(Extracted data entries)

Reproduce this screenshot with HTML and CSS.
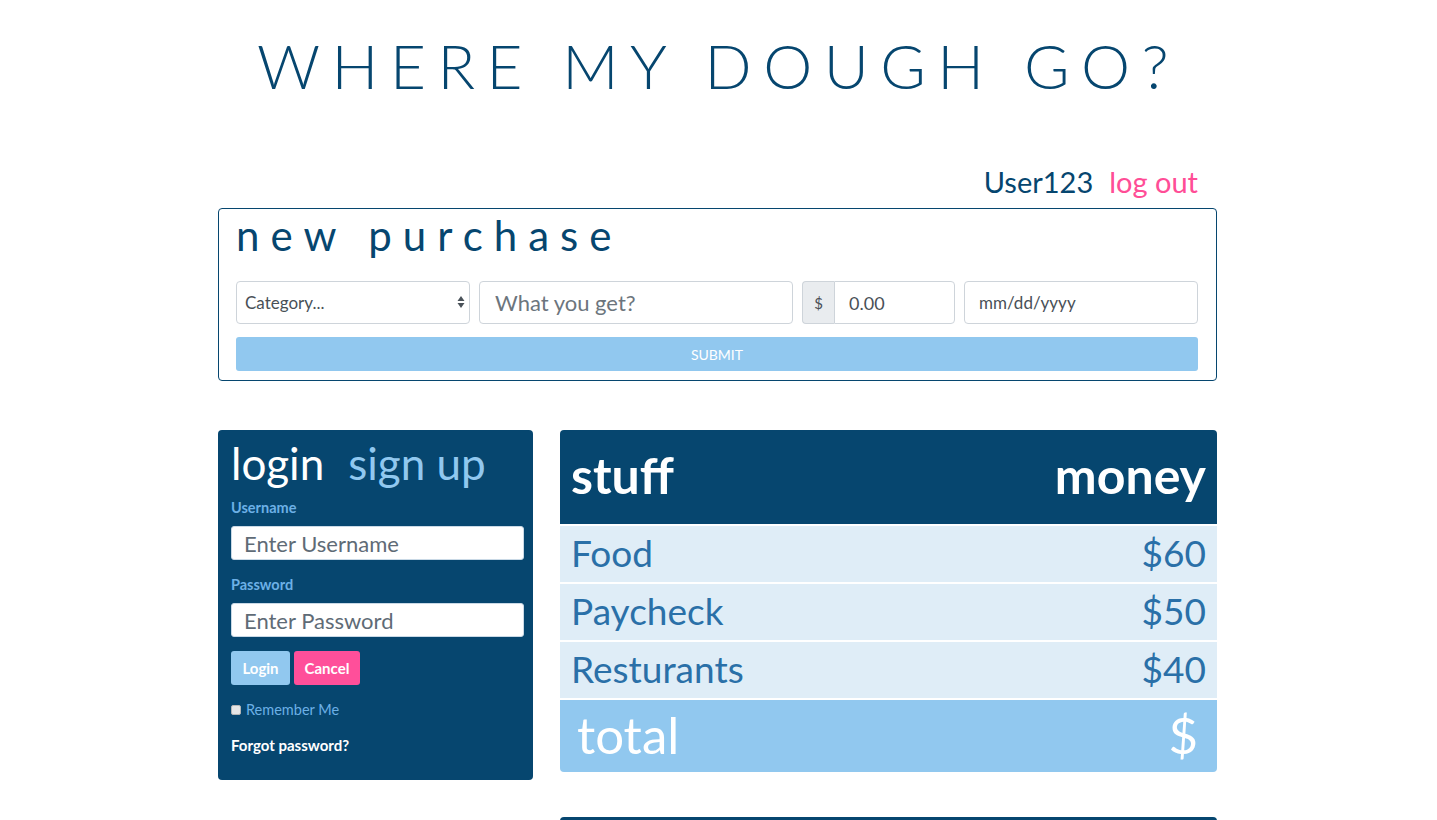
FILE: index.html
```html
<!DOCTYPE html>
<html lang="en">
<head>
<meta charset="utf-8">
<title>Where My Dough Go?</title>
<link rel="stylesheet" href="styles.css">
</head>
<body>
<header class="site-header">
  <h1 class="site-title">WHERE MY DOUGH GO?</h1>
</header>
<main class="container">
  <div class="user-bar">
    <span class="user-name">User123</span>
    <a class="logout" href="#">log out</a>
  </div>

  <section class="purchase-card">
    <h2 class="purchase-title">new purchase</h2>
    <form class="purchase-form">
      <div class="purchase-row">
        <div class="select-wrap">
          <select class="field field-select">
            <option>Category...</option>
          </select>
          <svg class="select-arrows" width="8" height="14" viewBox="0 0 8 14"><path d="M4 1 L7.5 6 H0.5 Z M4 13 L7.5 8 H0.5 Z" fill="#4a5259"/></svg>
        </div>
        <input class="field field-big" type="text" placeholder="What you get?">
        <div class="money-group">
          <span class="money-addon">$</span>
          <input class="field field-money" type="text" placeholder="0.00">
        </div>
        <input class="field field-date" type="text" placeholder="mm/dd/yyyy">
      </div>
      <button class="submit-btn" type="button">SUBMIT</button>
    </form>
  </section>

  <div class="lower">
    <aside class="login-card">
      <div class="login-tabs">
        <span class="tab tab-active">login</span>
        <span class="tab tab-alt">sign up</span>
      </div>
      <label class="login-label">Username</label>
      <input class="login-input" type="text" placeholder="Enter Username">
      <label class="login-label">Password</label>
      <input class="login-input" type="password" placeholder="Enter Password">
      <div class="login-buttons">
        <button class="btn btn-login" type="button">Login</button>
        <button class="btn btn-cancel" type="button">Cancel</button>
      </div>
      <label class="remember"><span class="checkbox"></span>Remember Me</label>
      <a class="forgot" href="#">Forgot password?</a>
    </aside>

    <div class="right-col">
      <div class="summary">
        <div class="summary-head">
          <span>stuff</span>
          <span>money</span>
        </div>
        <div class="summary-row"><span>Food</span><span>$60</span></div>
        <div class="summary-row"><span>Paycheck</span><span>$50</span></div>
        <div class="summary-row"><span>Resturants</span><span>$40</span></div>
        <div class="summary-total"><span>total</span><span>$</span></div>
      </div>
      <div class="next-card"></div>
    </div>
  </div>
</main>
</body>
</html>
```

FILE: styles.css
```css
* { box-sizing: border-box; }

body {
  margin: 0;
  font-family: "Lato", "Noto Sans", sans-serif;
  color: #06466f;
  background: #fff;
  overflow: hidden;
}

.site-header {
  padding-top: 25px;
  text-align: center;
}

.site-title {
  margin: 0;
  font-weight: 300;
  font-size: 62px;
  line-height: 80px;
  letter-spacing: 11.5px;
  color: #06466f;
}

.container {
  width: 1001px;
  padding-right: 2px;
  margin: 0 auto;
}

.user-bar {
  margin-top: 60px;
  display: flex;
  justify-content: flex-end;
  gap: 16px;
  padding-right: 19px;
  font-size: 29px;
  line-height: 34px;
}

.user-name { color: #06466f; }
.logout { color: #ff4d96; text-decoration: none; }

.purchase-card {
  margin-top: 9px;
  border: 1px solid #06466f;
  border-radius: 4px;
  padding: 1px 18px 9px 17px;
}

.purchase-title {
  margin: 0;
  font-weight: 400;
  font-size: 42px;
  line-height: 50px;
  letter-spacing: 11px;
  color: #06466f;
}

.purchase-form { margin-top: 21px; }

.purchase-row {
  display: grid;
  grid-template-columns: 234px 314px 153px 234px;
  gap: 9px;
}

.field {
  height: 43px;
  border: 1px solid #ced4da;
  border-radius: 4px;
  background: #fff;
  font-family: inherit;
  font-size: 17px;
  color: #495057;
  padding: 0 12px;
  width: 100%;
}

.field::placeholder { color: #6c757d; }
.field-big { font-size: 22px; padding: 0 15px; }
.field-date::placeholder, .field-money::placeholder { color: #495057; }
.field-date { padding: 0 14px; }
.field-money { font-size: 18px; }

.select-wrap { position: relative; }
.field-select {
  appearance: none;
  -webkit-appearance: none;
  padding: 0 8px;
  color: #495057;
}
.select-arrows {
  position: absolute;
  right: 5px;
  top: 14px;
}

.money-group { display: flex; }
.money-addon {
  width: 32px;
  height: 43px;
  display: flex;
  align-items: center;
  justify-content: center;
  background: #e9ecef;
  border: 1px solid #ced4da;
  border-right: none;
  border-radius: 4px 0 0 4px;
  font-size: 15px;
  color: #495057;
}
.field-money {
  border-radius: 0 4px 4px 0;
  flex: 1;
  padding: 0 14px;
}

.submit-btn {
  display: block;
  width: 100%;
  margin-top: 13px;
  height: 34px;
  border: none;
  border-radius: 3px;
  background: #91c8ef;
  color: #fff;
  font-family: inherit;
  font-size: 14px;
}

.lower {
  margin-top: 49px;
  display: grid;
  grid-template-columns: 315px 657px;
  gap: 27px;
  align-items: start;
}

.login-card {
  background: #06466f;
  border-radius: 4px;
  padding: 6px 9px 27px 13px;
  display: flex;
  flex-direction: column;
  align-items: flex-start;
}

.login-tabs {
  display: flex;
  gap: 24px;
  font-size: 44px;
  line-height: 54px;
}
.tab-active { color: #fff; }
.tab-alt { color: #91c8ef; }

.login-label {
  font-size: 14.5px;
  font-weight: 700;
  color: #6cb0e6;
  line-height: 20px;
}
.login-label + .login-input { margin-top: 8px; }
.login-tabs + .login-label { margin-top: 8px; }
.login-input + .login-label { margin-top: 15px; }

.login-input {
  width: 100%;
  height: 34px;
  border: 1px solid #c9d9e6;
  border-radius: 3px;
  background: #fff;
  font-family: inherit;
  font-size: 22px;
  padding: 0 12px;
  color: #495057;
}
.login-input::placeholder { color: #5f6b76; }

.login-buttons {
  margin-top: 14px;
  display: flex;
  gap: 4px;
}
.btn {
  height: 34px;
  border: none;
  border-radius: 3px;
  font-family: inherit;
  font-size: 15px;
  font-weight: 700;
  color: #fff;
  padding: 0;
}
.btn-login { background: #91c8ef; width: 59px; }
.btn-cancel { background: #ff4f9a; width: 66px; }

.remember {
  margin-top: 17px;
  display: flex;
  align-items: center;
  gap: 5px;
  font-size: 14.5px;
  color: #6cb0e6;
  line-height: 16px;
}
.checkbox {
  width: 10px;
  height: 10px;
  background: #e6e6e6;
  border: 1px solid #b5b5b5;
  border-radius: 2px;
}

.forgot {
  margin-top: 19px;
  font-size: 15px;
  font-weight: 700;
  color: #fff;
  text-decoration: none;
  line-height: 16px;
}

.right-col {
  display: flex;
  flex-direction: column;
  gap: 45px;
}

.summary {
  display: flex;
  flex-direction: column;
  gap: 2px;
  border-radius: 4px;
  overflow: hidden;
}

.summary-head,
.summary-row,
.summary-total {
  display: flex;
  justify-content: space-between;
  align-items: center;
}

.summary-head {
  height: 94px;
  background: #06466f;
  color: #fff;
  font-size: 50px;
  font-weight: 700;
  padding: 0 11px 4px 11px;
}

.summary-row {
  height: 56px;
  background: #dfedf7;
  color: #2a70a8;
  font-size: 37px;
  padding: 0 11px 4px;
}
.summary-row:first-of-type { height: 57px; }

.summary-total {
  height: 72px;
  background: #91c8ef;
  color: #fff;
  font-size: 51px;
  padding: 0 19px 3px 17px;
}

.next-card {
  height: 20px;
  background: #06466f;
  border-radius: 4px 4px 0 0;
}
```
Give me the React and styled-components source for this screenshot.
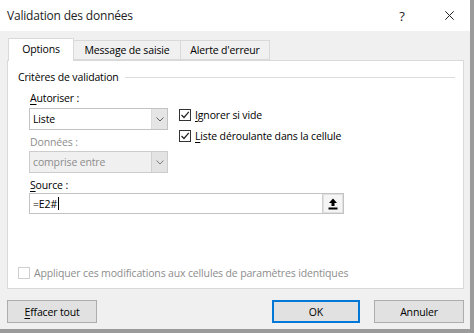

• _PROBLEM REQUIREMENTS_
Find each line holding the word "this" and copy it.

• _TASK OUTPUT_
Reproduce this screenshot with HTML and CSS.
Give me the React and styled-components source for this screenshot.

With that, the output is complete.